Centerweigted meter patterns measure the entire viewscreen, but they give extra weight to the central portion. That tends to prevent the sky in landscapes from throwing off the reading. It was the best thing before evaluative metering for people who didn't know how to use a plain meter well. Centerweighted metering has the disadvantage for a knowledgeable photographer of not precisely identifying exactly how much it's being influenced by different parts of the screen. For newbies, it's been obsoleted by evaluative metering.
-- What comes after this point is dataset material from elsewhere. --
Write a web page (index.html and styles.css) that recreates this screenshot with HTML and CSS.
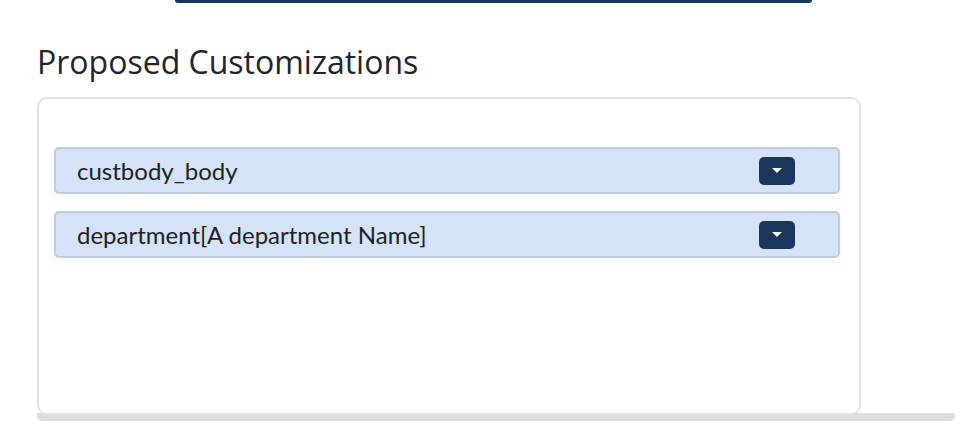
FILE: index.html
```html
<!DOCTYPE html>
<html>
<head>
<meta charset="utf-8">
<link rel="stylesheet" href="styles.css">
</head>
<body>
<div class="topbar"></div>
<h2 class="title">Proposed Customizations</h2>
<div class="panel-wrap">
  <div class="panel">
    <div class="row">
      <span class="label">custbody_body</span>
      <button class="toggle" type="button"><span class="caret"></span></button>
    </div>
    <div class="row">
      <span class="label">department[A department Name]</span>
      <button class="toggle" type="button"><span class="caret"></span></button>
    </div>
  </div>
</div>
</body>
</html>
```
FILE: styles.css
```css
html, body {
  margin: 0;
  padding: 0;
  background: #ffffff;
}
body {
  width: 980px;
  height: 440px;
  overflow: hidden;
  font-family: Lato, "Open Sans", sans-serif;
}
.topbar {
  margin-left: 175px;
  width: 637px;
  height: 3px;
  background: #1b365d;
  border-radius: 0 0 4px 4px;
}
.title {
  margin: 40px 0 16px 37px;
  font-family: "Open Sans", sans-serif;
  font-weight: 400;
  font-size: 32px;
  line-height: 38px;
  color: #212529;
}
.panel-wrap {
  margin-left: 37px;
  width: 918px;
  border-bottom: 8px solid #dedede;
  border-radius: 0 0 5px 5px;
}
.panel {
  width: 824px;
  height: 318px;
  box-sizing: border-box;
  margin-bottom: -2px;
  background: #ffffff;
  border: 2px solid #e4e4e4;
  border-radius: 10px;
  padding: 48px 19px 0 15px;
  display: flex;
  flex-direction: column;
  gap: 17px;
}
.row {
  height: 47px;
  box-sizing: border-box;
  background: #d5e3f8;
  border: 2px solid #bccde6;
  border-radius: 5px;
  display: flex;
  align-items: center;
  padding: 0 43px 0 21px;
}
.label {
  flex: 1;
  font-family: Lato, sans-serif;
  font-size: 24px;
  color: #222;
}
.toggle {
  width: 36px;
  height: 28px;
  border: none;
  border-radius: 5px;
  background: #1b365d;
  padding: 0;
  display: flex;
  align-items: center;
  justify-content: center;
}
.caret {
  width: 0;
  height: 0;
  border-left: 5px solid transparent;
  border-right: 5px solid transparent;
  border-top: 5px solid #ffffff;
}
```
Evaluative metering (Nikon calls it "matrix" metering) is a completely different animal. The camera measures numerous sections of the screen, calculates an algorithmic pattern, then compares that pattern to thousands of patterns in its database developed from photographs (Nikon claims 90,000 patterns). It works like IBM's chess-playing Big Blue, scanning the scene and comparing it to a database. When it finds a match, it selects the exposure to produce a similar image. It works quite well, but can be fooled when the photographer actually wants an "incorrect" exposure.
phili1
1st of October 2004 (Fri), 20:55
Ok I answered your original.
Partial is a good mode to use under different lighting conditions. If you have a subjet with the sun behind them partial will take a reading of the subject and not the sun, or if some one is in a dooe way and the background is shadowed you want to expose for the subject hence you use partial. Or if you are doing a scenery you might want to use partial and meter four different ares and average the exposure to give you a certain look you want.
Evaluative takes everything into consideration. If I am shooting sports I want an overall metering of the area but if I want to key in on the quartebacks face then I will switch to partial. In most cases Evaluative is the best to use.
I never use center but I guess you could use it in a sporting type situation.
I have a hand meter and I use it for portraits and landscapes. It has a 5%spot and I will meter and put it into memory, it will show me the entire lighting range. Now like film the sensor can only capture a certain f stop range, you have to decide which end you want to loose it.